Humanzi – Kingdom of Ghosts (Album Review)

The time is finally upon us folks. The countdown is nearly over and an exhaustive three year wait is almost at an end. Tomorrow, Humanzi release their second album, Kingdom of Ghosts and Tickets There is delighted to say, it was more than worth the wait. Hell we’ll go further, they could have held out for another three years and it still would have been more than worth the wait. Quite simply, it’s the Humazi album we all dreamt it would be.

Opening with the ferocious Hammer, the band waste little time waging war on every one of your senses they can find. It’s a slow bruising thumper of a track that sucks you in on the first spin. The power, energy and sher heaviness of the band’s sound are all still there but the direction and bite in the music has grown so much stronger. An improvement that only grows as the record progresses. Just Like Bukowski has a similar feel. Heavy, pounding bass lines, bluntly distorted guitars against a wall of industrial synth power and Shaun’s gritty cutting vocals shred through the track. “Jesus, Jesus I’m joking”, heck no I ain’t!

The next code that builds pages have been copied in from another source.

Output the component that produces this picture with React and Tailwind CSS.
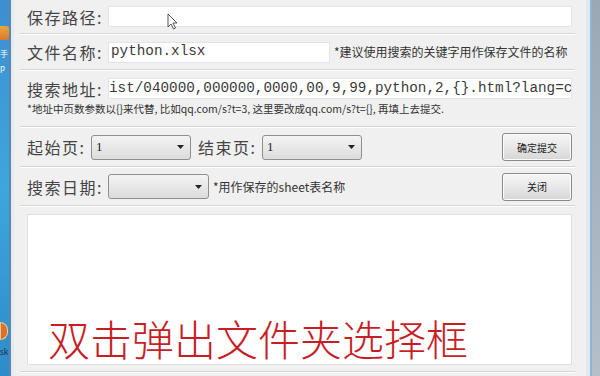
import React from "react";

const cjk = { fontFamily: '"Noto Sans CJK SC", "Noto Sans", sans-serif' };
const mono = { fontFamily: '"Liberation Mono", "DejaVu Sans Mono", monospace' };

function Sep() {
  return <div className="h-[2px] border-t border-[#d5d5d5] border-b border-b-white" />;
}

function Label({ children, className = "" }) {
  return (
    <span className={"shrink-0 text-[16px] tracking-[1.5px] text-[#444] leading-none whitespace-nowrap " + className} style={cjk}>
      {children}
    </span>
  );
}

function Select({ value, className = "" }) {
  return (
    <div
      className={
        "shrink-0 h-[25px] flex items-center justify-between rounded-[3px] border border-[#8e8f8f] bg-gradient-to-b from-[#f4f4f4] to-[#dcdcdc] pl-[4px] pr-[6px] " +
        className
      }
    >
      <span className="text-[13px] text-[#222]" style={{ fontFamily: '"Liberation Serif", serif' }}>
        {value}
      </span>
      <svg width="7" height="4" viewBox="0 0 7 4">
        <path d="M0 0h7L3.5 4z" fill="#222" />
      </svg>
    </div>
  );
}

function Button({ children }) {
  return (
    <div
      className="shrink-0 w-[70px] h-[28px] flex items-center justify-center rounded-[3px] border border-[#8a8a8a] bg-gradient-to-b from-[#f6f6f6] via-[#e8e8e8] to-[#d6d6d6] shadow-[inset_0_0_0_1px_#fcfcfc] text-[10px] text-[#222]"
      style={cjk}
    >
      {children}
    </div>
  );
}

function Input({ children, className = "" }) {
  return (
    <div
      className={
        "min-w-0 h-[21px] bg-white border border-[#e2e3ea] flex items-center overflow-hidden whitespace-nowrap text-[14.3px] text-[#3a3a3a] " +
        className
      }
      style={mono}
    >
      {children}
    </div>
  );
}

export default function App() {
  return (
    <div className="w-[600px] h-[376px] flex overflow-hidden bg-[#f0f0f0] relative">
      {/* desktop strip */}
      <div className="shrink-0 w-[9px] h-full bg-gradient-to-b from-[#3d8fcf] via-[#3ea6dd] to-[#2d8cc9] flex flex-col overflow-hidden">
        <div className="mt-[26px] w-[9px] h-[14px] bg-gradient-to-b from-[#e9a640] to-[#d9782a] rounded-r-[3px]" />
        <div className="mt-[10px] text-[8px] leading-none text-white" style={cjk}>手</div>
        <div className="mt-[6px] text-[8px] leading-none text-white" style={cjk}>p</div>
        <div className="mt-[250px] w-[8px] h-[18px] rounded-r-full bg-[#d9702c] border border-[#f6c79a]" />
        <div className="mt-[8px] text-[8px] leading-none text-[#1a2a3a]" style={cjk}>sk</div>
      </div>
      <div className="shrink-0 w-[2px] h-full bg-[#5b86ad]" />
      <div className="shrink-0 w-[3px] h-full bg-[#e6ebf0]" />

      {/* client */}
      <div className="flex-1 min-w-0 h-full flex flex-col pl-[6px] pr-[11px]">
        {/* row 1 */}
        <div className="h-[33px] flex items-center pl-[7px] pr-[3px]">
          <Label className="w-[81px]">保存路径:</Label>
          <Input className="flex-1" />
        </div>
        <Sep />
        {/* row 2 */}
        <div className="h-[34px] flex items-center pl-[7px] pr-[3px]">
          <Label className="w-[81px]">文件名称:</Label>
          <Input className="shrink-0 w-[222px] pl-[2px]">python.xlsx</Input>
          <span className="ml-[4px] text-[12px] text-[#333] whitespace-nowrap" style={cjk}>
            *建议使用搜索的关键字用作保存文件的名称
          </span>
        </div>
        <Sep />
        {/* row 3 */}
        <div className="h-[55px] flex flex-col pl-[7px] pr-[3px] pt-[7px]">
          <div className="flex items-center min-w-0">
            <Label className="w-[81px]">搜索地址:</Label>
            <Input className="flex-1">ist/040000,000000,0000,00,9,99,python,2,{"{}"}.html?lang=cd</Input>
          </div>
          <div className="mt-[5px] text-[10.5px] leading-none text-[#333] whitespace-nowrap" style={cjk}>
            *地址中页数参数以{"{}"}来代替, 比如qq.com/s?t=3, 这里要改成qq.com/s?t={"{}"}, 再填上去提交.
          </div>
        </div>
        <Sep />
        {/* row 4 */}
        <div className="h-[38px] flex items-center pl-[7px] pr-[3px]">
          <Label className="w-[64px]">起始页:</Label>
          <Select value="1" className="w-[100px]" />
          <Label className="ml-[7px] w-[64px]">结束页:</Label>
          <Select value="1" className="w-[100px]" />
          <div className="flex-1" />
          <Button>确定提交</Button>
        </div>
        <Sep />
        {/* row 5 */}
        <div className="h-[37px] flex items-center pl-[7px] pr-[3px]">
          <Label className="w-[81px]">搜索日期:</Label>
          <Select value="" className="w-[101px]" />
          <span className="ml-[4px] text-[12px] text-[#333] whitespace-nowrap" style={cjk}>
            *用作保存的sheet表名称
          </span>
          <div className="flex-1" />
          <Button>关闭</Button>
        </div>
        <Sep />
        {/* text area */}
        <div className="mt-[7px] ml-[7px] mr-[3px] h-[151px] bg-white border border-[#e0e0e0] flex flex-col justify-end pl-[20px] pb-[2px]">
          <div className="text-[42px] leading-[48px] text-[#c81d25] whitespace-nowrap font-light" style={cjk}>
            双击弹出文件夹选择框
          </div>
        </div>
        <div className="mt-[6px] h-[2px] border-t border-[#d5d5d5] border-b border-b-white" />
      </div>

      {/* right frame */}
      <div className="shrink-0 w-[4px] h-full bg-[#e4e8ee]" />
      <div className="shrink-0 w-[2px] h-full bg-[#8fb4d8]" />
      <div className="shrink-0 w-[8px] h-full bg-gradient-to-b from-[#9aa8b6] to-[#b4bfca]" />

      {/* mouse cursor */}
      <svg className="absolute left-[167px] top-[13px]" width="11" height="17" viewBox="0 0 11 17">
        <path d="M1 1v13l3-3 2.5 5 2-1-2.5-5H10z" fill="#fff" stroke="#555" strokeWidth="1" strokeLinejoin="round" />
      </svg>
    </div>
  );
}
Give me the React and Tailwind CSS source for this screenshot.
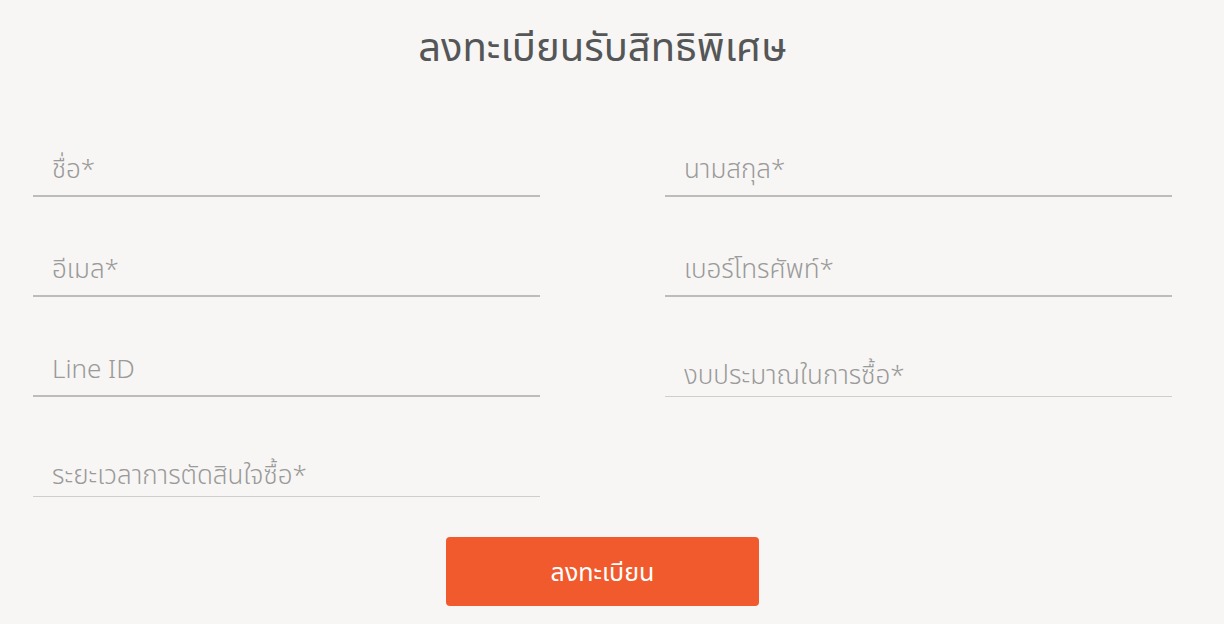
import React from "react";

const fields = [
  { label: "ชื่อ*", strong: true },
  { label: "นามสกุล*", strong: true },
  { label: "อีเมล*", strong: true },
  { label: "เบอร์โทรศัพท์*", strong: true },
  { label: "Line ID", strong: true },
  { label: "งบประมาณในการซื้อ*", strong: false, low: true },
  { label: "ระยะเวลาการตัดสินใจซื้อ*", strong: false, low: true },
];

const Field = ({ label, strong, low }) => (
  <div
    className={
      "h-[100px] flex items-end " +
      (strong ? "border-b-2 border-[#bdbcbb]" : "border-b border-[#cfcecd]")
    }
  >
    <input
      placeholder={label}
      className={
        "w-full bg-transparent outline-none px-[19px] text-[26px] leading-[40px] font-light text-[#555] placeholder:text-[#9a9a9a] " +
        (low ? "pb-[2px]" : "pb-[7px]")
      }
    />
  </div>
);

export default function App() {
  return (
    <div
      className="min-h-[624px] bg-[#f7f6f4] overflow-hidden"
      style={{ fontFamily: '"Noto Sans", "Noto Sans Thai", sans-serif' }}
    >
      <div className="ml-[33px] w-[1139px] pt-[16px]">
        <h1 className="text-center text-[40px] leading-[60px] text-[#555657] font-normal">
          ลงทะเบียนรับสิทธิพิเศษ
        </h1>

        <div className="grid grid-cols-2 gap-x-[125px] mt-[21px]">
          {fields.map((f) => (
            <Field key={f.label} {...f} />
          ))}
        </div>

        <div className="flex justify-center mt-[40px]">
          <button className="w-[313px] h-[69px] rounded-[4px] bg-[#f15a2d] text-white text-[25px]">
            ลงทะเบียน
          </button>
        </div>
      </div>
    </div>
  );
}
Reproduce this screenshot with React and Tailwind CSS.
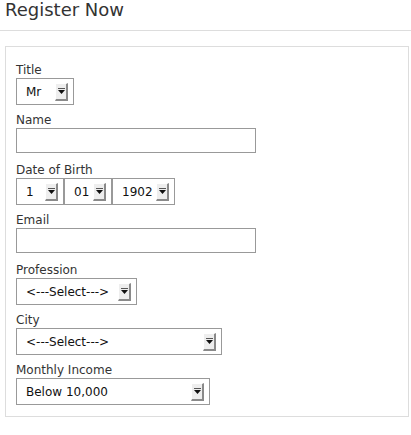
const font = { fontFamily: '"DejaVu Sans", Verdana, sans-serif' };

function Arrow() {
  return (
    <span className="flex h-[18px] w-[13px] shrink-0 items-center justify-center border-t border-l border-t-white border-l-white border-r-2 border-b-2 border-r-[#8a8a8a] border-b-[#8a8a8a] bg-[#eeeeee]">
      <svg width="7" height="6" viewBox="0 0 7 6">
        <rect x="0" y="0" width="7" height="1" fill="#555" />
        <path d="M0 2h7L3.5 6z" fill="#111" />
      </svg>
    </span>
  );
}

function Select({ value, width }) {
  return (
    <div
      className={`flex h-[27px] ${width} shrink-0 items-center justify-between border border-[#999] bg-white pl-[9px] pr-[5px] text-[12px] text-[#111]`}
    >
      <span className="whitespace-nowrap">{value}</span>
      <Arrow />
    </div>
  );
}

function Field({ label, children, last }) {
  return (
    <div className={`flex flex-col ${last ? "" : "h-[50px]"}`}>
      <label className="block text-[12px] leading-[15px] text-[#333]">{label}</label>
      {children}
    </div>
  );
}

function TextInput() {
  return <input type="text" className="h-[25px] w-[240px] border border-[#999] bg-white outline-none" />;
}

export default function App() {
  return (
    <div className="w-[411px] h-[435px] bg-white pt-px" style={font}>
      <div className="h-[30px] border-b border-[#dddddd] pl-[5px]">
        <h2 className="text-[18px] leading-[18px] text-[#333]">Register Now</h2>
      </div>

      <form className="mt-[15px] ml-[5px] mr-[2px] flex flex-col border border-[#dddddd] pt-[16px] pb-[11px] pl-[10px]">
        <Field label="Title">
          <Select value="Mr" width="w-[58px]" />
        </Field>
        <Field label="Name">
          <TextInput />
        </Field>
        <Field label="Date of Birth">
          <div className="flex">
            <Select value="1" width="w-[48px]" />
            <Select value="01" width="w-[48px]" />
            <Select value="1902" width="w-[63px]" />
          </div>
        </Field>
        <Field label="Email">
          <TextInput />
        </Field>
        <Field label="Profession">
          <Select value="<---Select--->" width="w-[121px]" />
        </Field>
        <Field label="City">
          <Select value="<---Select--->" width="w-[206px]" />
        </Field>
        <Field label="Monthly Income" last>
          <Select value="Below 10,000" width="w-[194px]" />
        </Field>
      </form>
    </div>
  );
}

Bass Balls may have been released as a single in August 2009 but that hasn’t stopped it from sounding fresh as ever on this record. That irresistible Cathy guitar riff, the pounding war drum and the vocals just make this song fly by at a million miles a minute. Black Sunrise see’s everything slow down but the tone of the song is no less intimidating than their other material. On the contrary, Black Sunrise is one of the most powerful compositions on Kingdom of Ghosts and marks a massive step up for the bands song writing and style. A bellowing bass riff drives the track along its path while the rest of the band create a desolate, unforgiving atmosphere of darkness that only break’s occasionally before the end when the pace increases and the everything comes crashing together to create a solid fusion of colossal harmonies and ascending guitars.

Like Bass Balls, Humanzi fans have been listening to Neu Tune for some time and it’s still pretty sweet here. Wouldn’t be one of the stand outs but on this album, but it ain’t filler either. Neu Tune’s prolonged; dance floor style is a long way from the stripped back, acoustic Amsterdamaged which follows. Padded with noisy muffled drum crashes, a light acoustic guitars and Shaun’s vocals standing up well without layers of music over them. The song has some of the best changes and an upbeat, catchy chorus (Almost all Manzi songs have a catchy chorus, stop saying it every time – Ed).

Straight Lines fires us straight back into what Humanzi do best, balls out rock!. It has one of the best riffs, one of the heaviest and catchiest choruses (What did I say! – Ed) and Tickets There just can’t get enough of this track. We managed to find a download of it months ago and still haven’t been able to stop listening. I’ll Repute is one of the bands defining stomper moments. Dirty war like anthem for all industrial punk dance floors. More accessible than Straight Lines, the song has a great flow, plenty of guitars, a funky bass and plenty of Humanzi’s dark tones. Love it!

Step Into The Shadows brings us towards the end of the album but never fear, they’ve saved some of the best till last. It starts off slowly and the band tease you for the first half as they give of the impression it’s about to explode before going quiet again. Eventually the stomping, beating vocals and guitars smash through, tearing the song apart. All finishes up with monster, galloping guitars.

Baby I’m Burning which is one of Tickets There’s favorites. Imagine Gary Numan covering Joy Division and you get close.  We keep associating it with the scene of the child on fire in Silent Hill and that adds to the creepiness. The chorus is much lighter and heartfelt than the majority of this record but it still sits perfectly on Kingdom of Ghosts. As the song develops they keep adding so many harmonies and changes that you’ll be memorized. How anyone could listen to this once and not click repeat is beyond us!

A few words in German introduce the albums last track, Shorter. Crunchy bass, military styled drums and a pretty direct guitars give early signs that this song means business. A change in the guitars and some added synths keep the suspense going before a restrained verse and chorus finish off one of the best albums Tickets There’s heard in many a moon. Shorter is similar to Neu Tune but the chorus is livelier and it’s a nice way to close of an album that’s almost non-stop chaos from the word go.

It’s punk, its rock; it’s a death disco bonanza of horrors. With Kingdom of Ghosts, Humanzi have proven that they’re only going from strength to strength. The song writing styles have grown far more diverse and been improved so much since the band’s debut album, Tremors. Yet they’ve retained the overwhelming power and raw energy they made their name on. The futures bright, the future is now HUMANZI!